Aim of the task: Give the listing again exactly, omitting its images.

Stored data:
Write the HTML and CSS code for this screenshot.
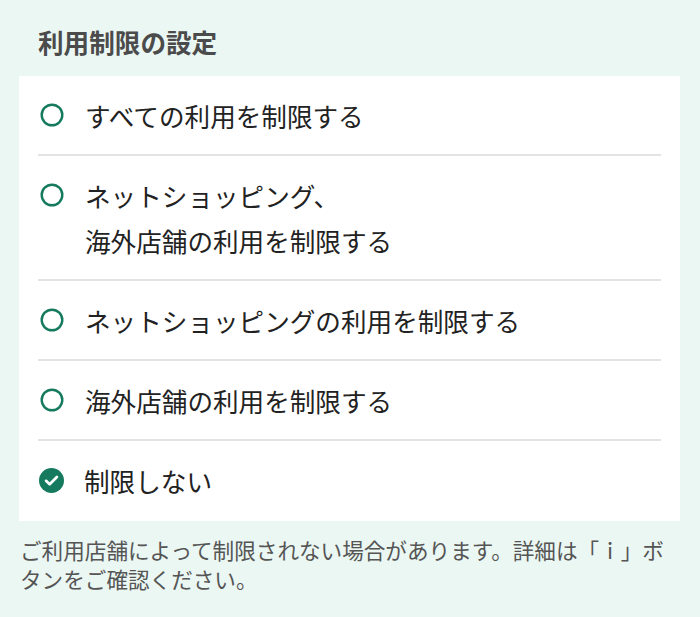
FILE: index.html
```html
<!DOCTYPE html>
<html lang="ja">
<head>
  <meta charset="UTF-8">
  <meta name="viewport" content="width=device-width, initial-scale=1.0">
  <title>利用制限の設定</title>
  <link rel="stylesheet" href="styles.css">
</head>
<body>
  <div class="limit-page">
    <h2 class="section-title">利用制限の設定</h2>
    <ul class="option-list">
      <li class="option">
        <svg class="radio" viewBox="0 0 24 24"><circle cx="12" cy="12" r="10.3" fill="none" stroke="#167a5e" stroke-width="2.4"/></svg>
        <span class="label">すべての利用を制限する</span>
      </li>
      <li class="option">
        <svg class="radio" viewBox="0 0 24 24"><circle cx="12" cy="12" r="10.3" fill="none" stroke="#167a5e" stroke-width="2.4"/></svg>
        <span class="label">ネットショッピング、<br>海外店舗の利用を制限する</span>
      </li>
      <li class="option">
        <svg class="radio" viewBox="0 0 24 24"><circle cx="12" cy="12" r="10.3" fill="none" stroke="#167a5e" stroke-width="2.4"/></svg>
        <span class="label">ネットショッピングの利用を制限する</span>
      </li>
      <li class="option">
        <svg class="radio" viewBox="0 0 24 24"><circle cx="12" cy="12" r="10.3" fill="none" stroke="#167a5e" stroke-width="2.4"/></svg>
        <span class="label">海外店舗の利用を制限する</span>
      </li>
      <li class="option">
        <svg class="radio checked" viewBox="0 0 24 24"><circle cx="12" cy="12" r="12" fill="#167a5e"/><path d="M6.8 12.3l3.4 3.3 7-7" fill="none" stroke="#fff" stroke-width="2.6" stroke-linecap="round" stroke-linejoin="round"/></svg>
        <span class="label">制限しない</span>
      </li>
    </ul>
    <p class="note">ご利用店舗によって制限されない場合があります。詳細は「ｉ」ボタンをご確認ください。</p>
  </div>
</body>
</html>
```

FILE: styles.css
```css
body {
  margin: 0;
  background: #ebf7f3;
  font-family: "Noto Sans CJK JP", "Noto Sans", sans-serif;
  color: #222;
}
.limit-page {
  padding: 0 20px 0 19px;
}
.section-title {
  margin: 0;
  padding: 24px 0 0 19px;
  height: 76px;
  box-sizing: border-box;
  font-size: 25.6px;
  line-height: 36px;
  font-weight: bold;
  color: #4b4b4b;
}
.option-list {
  list-style: none;
  margin: 0;
  padding: 0 19px;
  background: #fff;
}
.option {
  display: flex;
  align-items: flex-start;
  padding: 17px 0 16px;
  border-bottom: 2px solid #e3e3e3;
}
.option:last-child {
  border-bottom: none;
  padding-bottom: 18px;
}
.radio {
  flex: none;
  width: 24px;
  height: 24px;
  margin: 10px 21px 0 2px;
}
.radio.checked {
  width: 25px;
  height: 25px;
  margin: 10px 20px 0 1px;
}
.label {
  font-size: 25.6px;
  line-height: 45px;
}
.note {
  margin: 0;
  padding: 14px 0 0 1px;
  font-size: 21.6px;
  line-height: 29px;
  color: #555;
}
```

Solution:
Write the HTML and CSS code for this screenshot.
FILE: index.html
```html
<!DOCTYPE html>
<html lang="ja">
<head>
  <meta charset="UTF-8">
  <meta name="viewport" content="width=device-width, initial-scale=1.0">
  <title>利用制限の設定</title>
  <link rel="stylesheet" href="styles.css">
</head>
<body>
  <div class="limit-page">
    <h2 class="section-title">利用制限の設定</h2>
    <ul class="option-list">
      <li class="option">
        <svg class="radio" viewBox="0 0 24 24"><circle cx="12" cy="12" r="10.3" fill="none" stroke="#167a5e" stroke-width="2.4"/></svg>
        <span class="label">すべての利用を制限する</span>
      </li>
      <li class="option">
        <svg class="radio" viewBox="0 0 24 24"><circle cx="12" cy="12" r="10.3" fill="none" stroke="#167a5e" stroke-width="2.4"/></svg>
        <span class="label">ネットショッピング、<br>海外店舗の利用を制限する</span>
      </li>
      <li class="option">
        <svg class="radio" viewBox="0 0 24 24"><circle cx="12" cy="12" r="10.3" fill="none" stroke="#167a5e" stroke-width="2.4"/></svg>
        <span class="label">ネットショッピングの利用を制限する</span>
      </li>
      <li class="option">
        <svg class="radio" viewBox="0 0 24 24"><circle cx="12" cy="12" r="10.3" fill="none" stroke="#167a5e" stroke-width="2.4"/></svg>
        <span class="label">海外店舗の利用を制限する</span>
      </li>
      <li class="option">
        <svg class="radio checked" viewBox="0 0 24 24"><circle cx="12" cy="12" r="12" fill="#167a5e"/><path d="M6.8 12.3l3.4 3.3 7-7" fill="none" stroke="#fff" stroke-width="2.6" stroke-linecap="round" stroke-linejoin="round"/></svg>
        <span class="label">制限しない</span>
      </li>
    </ul>
    <p class="note">ご利用店舗によって制限されない場合があります。詳細は「ｉ」ボタンをご確認ください。</p>
  </div>
</body>
</html>
```

FILE: styles.css
```css
body {
  margin: 0;
  background: #ebf7f3;
  font-family: "Noto Sans CJK JP", "Noto Sans", sans-serif;
  color: #222;
}
.limit-page {
  padding: 0 20px 0 19px;
}
.section-title {
  margin: 0;
  padding: 24px 0 0 19px;
  height: 76px;
  box-sizing: border-box;
  font-size: 25.6px;
  line-height: 36px;
  font-weight: bold;
  color: #4b4b4b;
}
.option-list {
  list-style: none;
  margin: 0;
  padding: 0 19px;
  background: #fff;
}
.option {
  display: flex;
  align-items: flex-start;
  padding: 17px 0 16px;
  border-bottom: 2px solid #e3e3e3;
}
.option:last-child {
  border-bottom: none;
  padding-bottom: 18px;
}
.radio {
  flex: none;
  width: 24px;
  height: 24px;
  margin: 10px 21px 0 2px;
}
.radio.checked {
  width: 25px;
  height: 25px;
  margin: 10px 20px 0 1px;
}
.label {
  font-size: 25.6px;
  line-height: 45px;
}
.note {
  margin: 0;
  padding: 14px 0 0 1px;
  font-size: 21.6px;
  line-height: 29px;
  color: #555;
}
```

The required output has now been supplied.